I sought a perturbation solution in powers of $\epsilon$ expanding $y$ as follows,

$$ y = y_0 + y_1 \epsilon + y_2 \epsilon^2 + \cdots. \tag{3}\label{3} $$

Substituting \eqref{3} in \eqref{1} and \eqref{2} produces the following problems:

$ O(1): $ $$ \frac{1}{12}y_0' = -1 \\ y_0(1) = 0 $$

$ O(\epsilon): $ $$ \frac{1}{12}y_1' + \frac{1}{40} \left( y_0' \right)^3 = 0 \\ y_1(1) = 0 $$

$ O(\epsilon^2): $ $$ \frac{1}{12}y_2' + \frac{3}{40} \left( y_0' \right)^2 y_1' = 0 \\ y_2(1) = 0 $$

The corresponding solutions are:

$$ y_0 = 12(1-x), \tag{4}\label{4} $$

$$ y_1 = -\frac{2592}{5}(1-x), \tag{5}\label{5} $$

$$ y_2 = \frac{1679616}{25}(1-x). \tag{6}\label{6} $$

Then, inserting Eqs. \eqref{4}-\eqref{6} in \eqref{3} yields the perturbation solution up to $ O(\epsilon^2) $. Finally, the exact solution of \eqref{1} is presented to measure the accuracy of \eqref{3}, namely

$$ y = \frac{ \sqrt[3]{100} \epsilon - \sqrt[3]{10 \alpha^2} }{ 3 \epsilon \sqrt[3]{\alpha} } (1-x), \tag{7}\label{7} $$

where $ \alpha = \sqrt{ 2 \epsilon^3 \left( 1458 \epsilon + 5 \right) } - 54 \epsilon^2 $.

Now, the exact solution \eqref{7} is plotted with its corresponding numerical solution (via MATLAB ode15i function).

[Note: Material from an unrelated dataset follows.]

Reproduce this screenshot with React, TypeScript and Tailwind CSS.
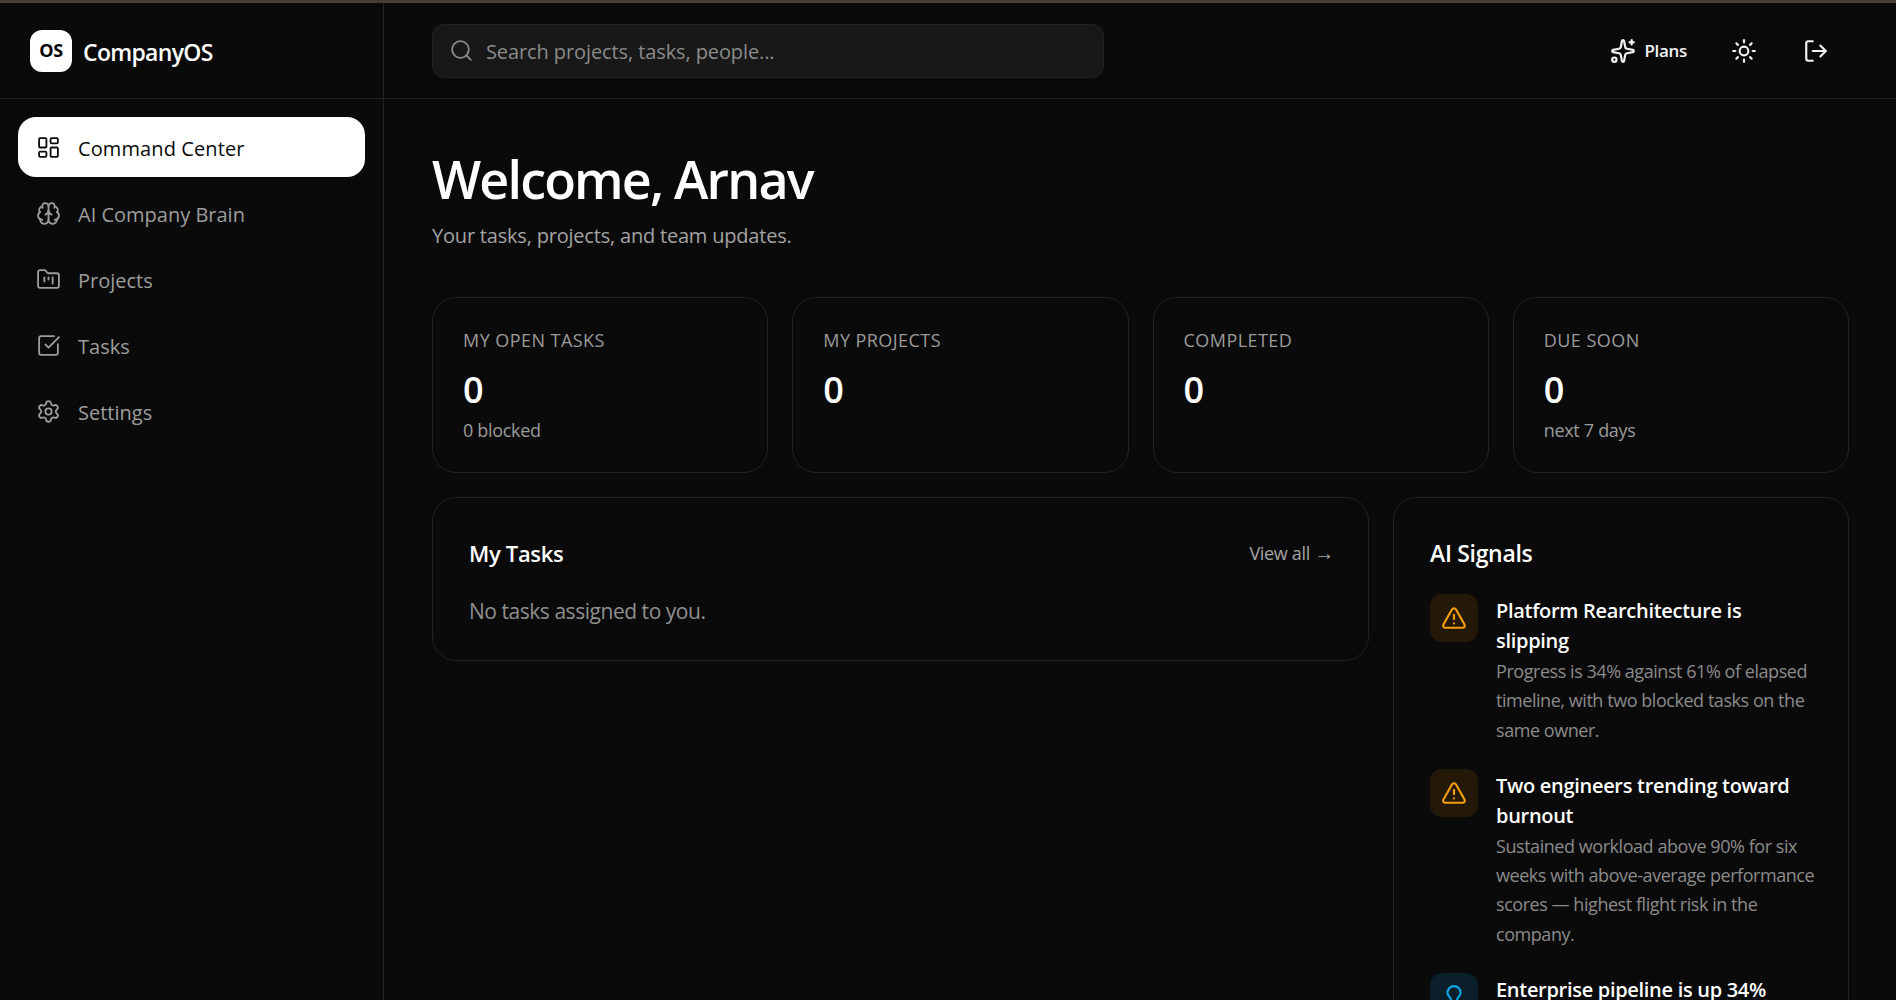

Figure 1 shows a perfect agreement between the exact and the numerical solution.

Figure 1. Exact and numerical solutions

Here comes my problem (after all this wordiness). Figure 2 shows that the perturbation solution \eqref{3} only converges to the exact solution \eqref{7} for really small values of $\epsilon$, namely, $\epsilon \sim O(10^{-3})$. The title in each subplot shows the $\epsilon$ value and the relative error of the perturbation solution to the exact solution. This means that the contributions of $O(\epsilon)$ and higher-order terms are not important, and all the physics of the problem is driven by the leading-order solution $y_0$ \eqref{4}.

Figure 2. Perturbation and exact solutions

Questions:

  1. Did I achieve a correct perturbation solution?
  2. Is this non-linear equation not suitable for a regular expansion approach?
  3. Why does the perturbation parameter need to be so small?

A final comment. I proposed $ y = y_0 + y_1 \epsilon^\beta + \cdots,$ and I got $ \beta = 1$.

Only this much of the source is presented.